When every account, sender, and folder points to the same system, business mail becomes easier to recognize, easier to act on, and much less likely to disappear into household paperwork.
When a Virtual Mailbox Makes Separation Easier
A virtual mailbox can make mail separation much easier when your business does not fit neatly into a traditional office setup.
It can be useful if you work from home, travel often, move frequently, run an online business, or need access to business mail without checking a physical mailbox in person.
The workflow is simple. Business mail arrives at your mailing address, the outside of the envelope is scanned, and you get notified that something has arrived.
From there, you can decide what happens next. You may ask for the contents to be scanned, have the item forwarded, recycle it, or securely shred it if you do not need to keep it.
This gives your business mail a clear process from the moment it arrives. Instead of waiting in a home mailbox or sitting on the kitchen counter, each item can be reviewed and handled based on what it actually needs.

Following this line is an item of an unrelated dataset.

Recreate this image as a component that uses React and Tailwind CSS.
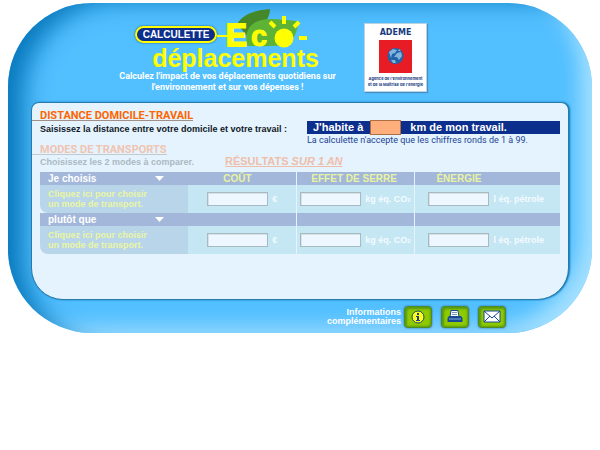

Frequently Asked Questions
Can I use my home address for business mail?
Yes, you can use your home address for business mail, but it can make organization harder when personal and business correspondence arrive in the same place.
Should I separate business mail even if my business is small?
Yes. Even a small business can receive bank letters, invoices, tax notices, renewals, and government correspondence that should be easy to find.
How to separate work from home when working from home?
Use a separate business mailing address, update your accounts, review business mail on a schedule, and store records in dedicated business folders.
Can I use email instead of physical mail for business records?
Sometimes, but not always. A work email helps separate business records from your personal email, but some banks, government offices, and vendors may still send physical mail.
Should I keep physical copies of business mail?
Yes, keep physical copies when required for taxes, legal records, banking, insurance, or contracts. For general reference, a clear digital copy may be enough.